Other than for reading logs, you do not need to ssh to any of the cluster ma- chines.

Prerequisite: We assume that you already set up Squall such that it works with SQL queries in Cluster Mode.

We will illustrate the procedure with test/squall_plan_runner/confs/cluster/1G_hyracks config file. You have to set DIP_DATA_PATH such that it points to a 1-scalling factor TPC-H database on the cluster.

You can run Squall with the following commands:

    cd bin
    ./squall_cluster.sh PLAN_RUNNER ../test/squall_plan_runner/confs/cluster/1G_hyracks

You can run Squall in Cluster Mode with some other config file:

    cd bin
    ./squall_cluster.sh PLAN_RUNNER $CONFIG_FILE_PATH

where CONFIG_FILE_PATH is a path to a config file. You can also write config files from scratch. Keep in mind that for any config file you are going to use which use different database size, you have to specify DIP_DATA_PATH properly.

The config file test/squall_plan_runner/confs/cluster/1G_hyracks) is presented here:

    DIP_DISTRIBUTED true
    DIP_QUERY_NAME hyracks
    DIP_TOPOLOGY_NAME_PREFIX username

    # the following two are optional, by default they use topology.workers and topology.ackers from storm.yaml
    #DIP_NUM_WORKERS 176
    #DIP_NUM_ACKERS 0

    DIP_DATA_PATH /export/home/squalldata/tpchdb/1G/

    CUSTOMER_PAR 8
    ORDERS_PAR 8

    CUSTOMER_ORDERS_PAR 8

    #below are unlikely to change
    DIP_EXTENSION .tbl
    DIP_READ_SPLIT_DELIMITER \|
    DIP_GLOBAL_ADD_DELIMITER |
    DIP_GLOBAL_SPLIT_DELIMITER \|

    DIP_KILL_AT_THE_END true

    # Storage manager parameters
    # Storage directory for local runs
    STORAGE_LOCAL_DIR /tmp/ramdisk
    # Storage directory for cluster runs
    STORAGE_DIP_DIR /export/home/squalldata/storage 
    STORAGE_COLD_START true
    MEMORY_SIZE_MB 4096

Now we explain the parameters which differs from their counterparts in Local Mode. DIP_DISTRIBUTED is set to true. The DIP_NUM_PARALLELISM reflects the maximum number of physical nodes you want to use. You cannot use more than what the cluster offers. If your topology requires more nodes than are available through this parameter, some of the tasks will be collocated in a single node. More information about that can be found in Squall query plans vs Storm topologies, section Assigning Storm components to Nodes.

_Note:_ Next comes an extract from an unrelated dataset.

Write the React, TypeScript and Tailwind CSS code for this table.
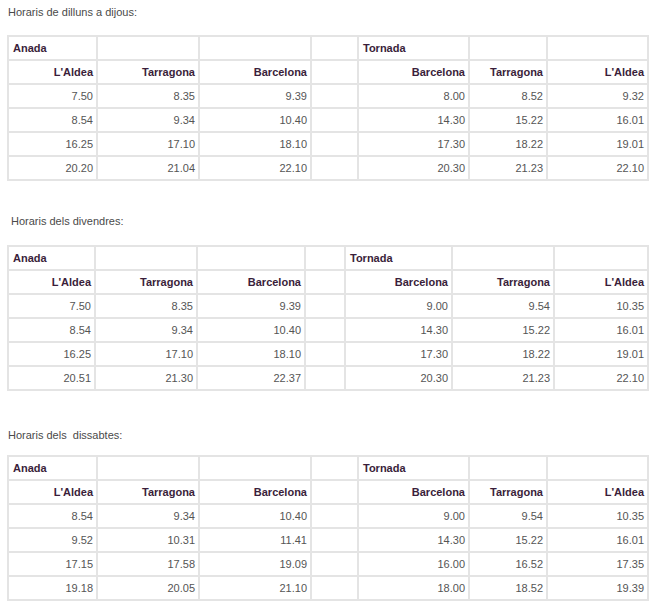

Due to the constrained main memory, you cannot run arbitrary large database with small component parallelism. For information on detecting this behavior, please consult Squall query plans vs Storm topologies, section How to know we run out of memory?.

In Cluster Mode, DIP_NUM_ACKERS is commented out, because the default value (0) is set in storm.yaml. For more information about implications of this parameter, please consult Squall query plans vs Storm topologies, section To ack or not to ack?. DIP_NUM_WORKERS represents number of worker processes across the cluster. We didn't say number of worker nodes, but processes, because there might be multiple Storm processes on each node. It directly corresponds to topology.workers from storm.yaml, and it takes its default value from there.

When you run Squall in Cluster Mode, it will return as soon as the topology is submitted to the cluster. You can monitor the execution of your topology at http://STORM_UI_SERVER:8080. Here you can find various information such as information about active topologies and the number of tuples sent between Spouts and Bolts. Unfortunately, you can monitor your topology only in Cluster Mode.

Your topology will be killed after the final result is produced. You can also kill it explicitly:

    storm kill myTopologyName

Now we are using 1GB database, so the correct result is:

    The result for topology `username_1G_hyracks`
    Component COUNTAGG:
    Iteration 1500000:
    FURNITURE = 299461
    BUILDING = 303959
    MACHINERY = 298980
    HOUSEHOLD = 300147
    AUTOMOBILE = 297453